For a long time, plans have existed in Australia to move water from the waterrich northern areas to the southern parts of the continent (e.g., Kimberley to Perth Scheme, Bradfield Scheme, South-East Queensland water grid). However, local solutions such as improved use efficiency, recycling of water, desalinisation and reduced consumption prove to be economically, socially and environmentally much more sustainable than the long-distance transfer of water (Australian Government 2010).
Sudan and Egypt jointly began the construction of the Jonglei Canal in the 1970s (Salman 2011). The canal was meant to increase the downstream flow of the Nile waters by diverting water away from the vast wetlands where a high proportion of water is lost by evapotranspiration.

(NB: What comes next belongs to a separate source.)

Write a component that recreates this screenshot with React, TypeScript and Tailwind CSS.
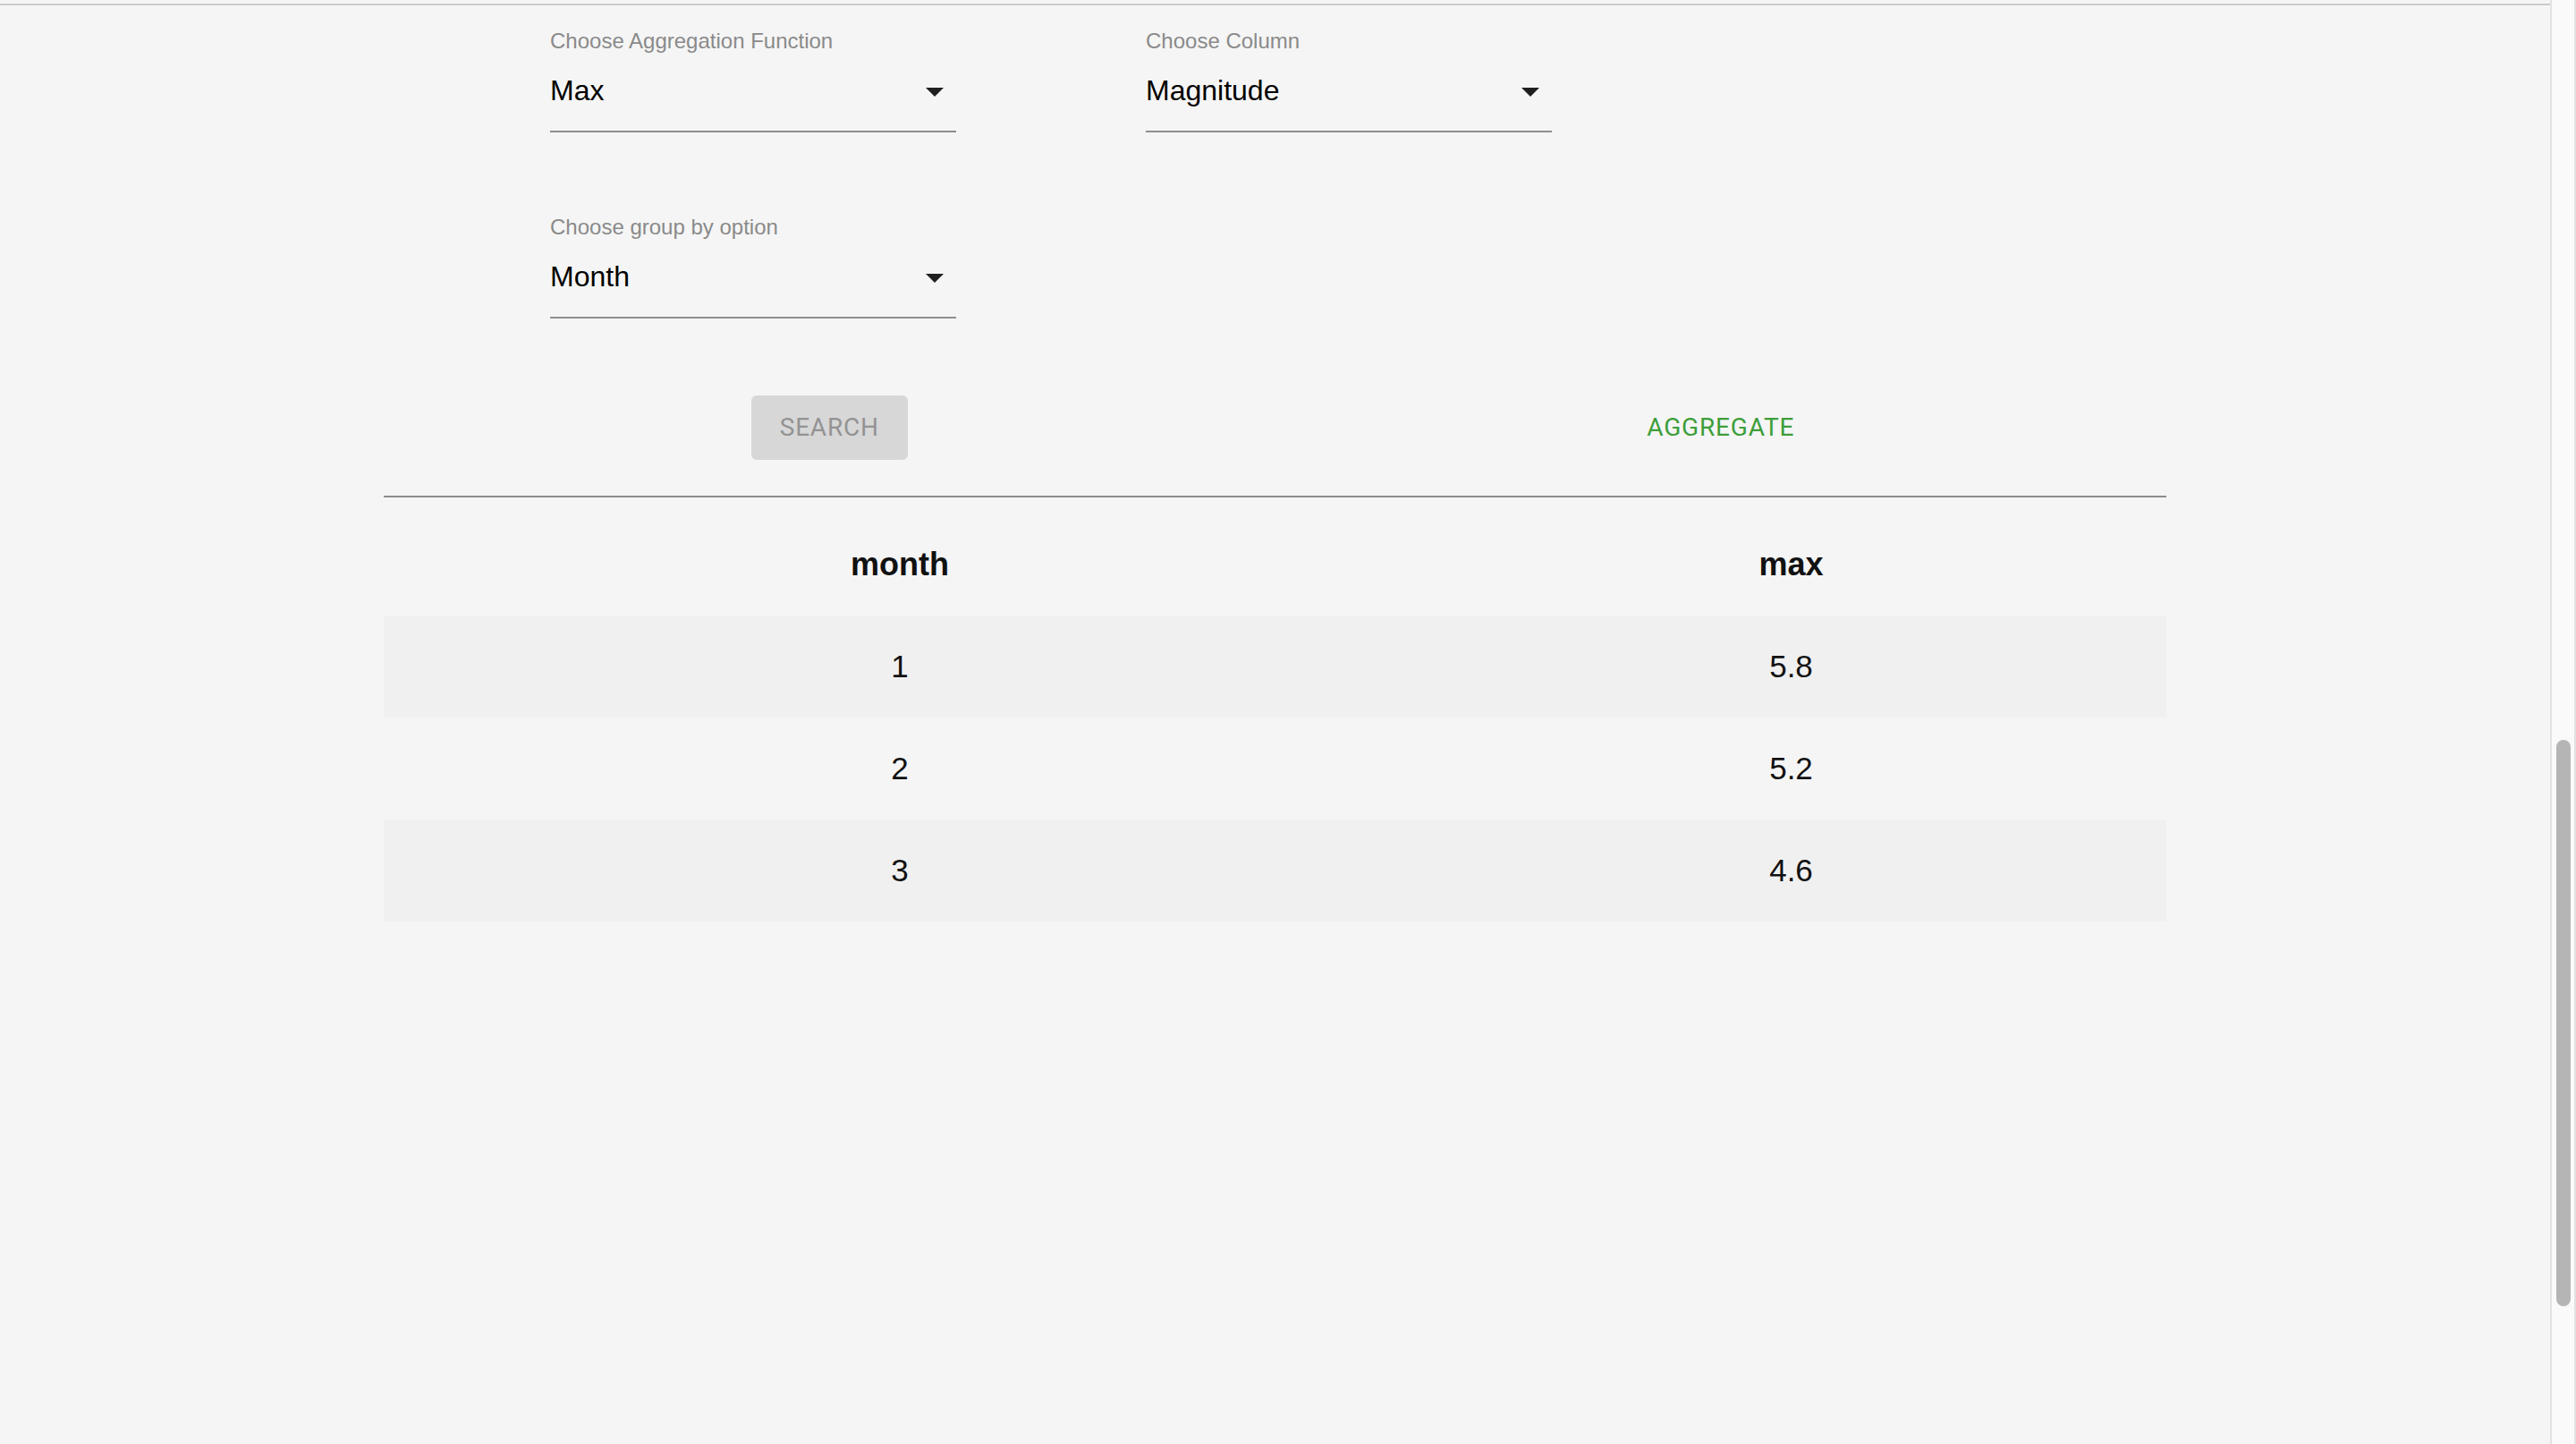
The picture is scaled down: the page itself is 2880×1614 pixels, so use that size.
import React from "react";

const sans = { fontFamily: '"Liberation Sans", Arial, sans-serif' };

function Arrow() {
	return (
		<svg width="20" height="10" viewBox="0 0 20 10" className="mr-[14px] mt-[4px] shrink-0">
			<polygon points="0,0 20,0 10,10" fill="#1f1f1f" />
		</svg>
	);
}

function SelectField({ label, value }: { label: string; value: string }) {
	return (
		<div className="w-[454px]">
			<div className="text-[24px] leading-[24px] text-[#8a8a8a]">{label}</div>
			<div className="mt-[24px] flex items-center justify-between border-b-2 border-[#8e8e8e] pb-[26px]">
				<span className="text-[32px] leading-[38px] text-black">{value}</span>
				<Arrow />
			</div>
		</div>
	);
}

const rows = [
	{ month: "1", max: "5.8" },
	{ month: "2", max: "5.2" },
	{ month: "3", max: "4.6" }
];

export default function App() {
	return (
		<div className="flex h-screen w-full overflow-hidden bg-[#f5f5f5]" style={sans}>
			<main className="flex-1 flex flex-col">
				<div className="mt-[4px] h-[2px] w-full bg-[#cbcbcb]" />

				<div className="mx-auto w-[1993px]">
					<div className="pl-[186px] pt-[28px]">
						<div className="flex gap-[212px]">
							<SelectField label="Choose Aggregation Function" value="Max" />
							<SelectField label="Choose Column" value="Magnitude" />
						</div>
						<div className="mt-[94px]">
							<SelectField label="Choose group by option" value="Month" />
						</div>
					</div>

					<div
						className="mt-[86px] grid grid-cols-2"
						style={{ fontFamily: "Roboto, Helvetica, Arial, sans-serif" }}
					>
						<div className="flex justify-center">
							<button
								disabled
								className="h-[72px] rounded-[6px] bg-[#d7d7d7] px-[32px] text-[28px] leading-[48px] font-normal uppercase tracking-[0.8px] text-[#939393]"
							>
								Search
							</button>
						</div>
						<div className="flex justify-center">
							<button className="h-[72px] px-[32px] text-[28px] leading-[48px] font-normal uppercase tracking-[0.8px] text-[#3d9e3a]">
								Aggregate
							</button>
						</div>
					</div>

					<div className="mt-[40px] h-[2px] w-full bg-[#8c8c8c]" />

					<div className="mt-[18px] text-[#111]">
						<div className="grid h-[114px] grid-cols-[1154px_839px] items-center text-center text-[36px] font-bold">
							<div>month</div>
							<div>max</div>
						</div>
						{rows.map((r, i) => (
							<div
								key={r.month}
								className={`grid h-[114px] grid-cols-[1154px_839px] items-center text-center text-[35px] ${
									i % 2 === 0 ? "bg-[#f0f0f0]" : ""
								}`}
							>
								<div>{r.month}</div>
								<div>{r.max}</div>
							</div>
						))}
					</div>
				</div>
			</main>

			<div className="w-[29px] shrink-0 border-l-2 border-r-2 border-[#e2e2e2] bg-[#fafafa] flex justify-center">
				<div className="mt-[827px] h-[633px] w-[16px] rounded-full bg-[#b5b5b5]" />
			</div>
		</div>
	);
}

The project, which was funded to a large extent by the World Bank, stopped in 1983 at about 100 km short of completion when the civil war between North and South Sudan started.
There are several other large-scale projects in the planning and construction phase throughout the African continent, including projects in Botswana, Namibia Lesotho, Morocco and other areas. Similar projects exist for southern Europe, Greece and Spain in particular, and for Turkey, but also for South America, in particular Brazil.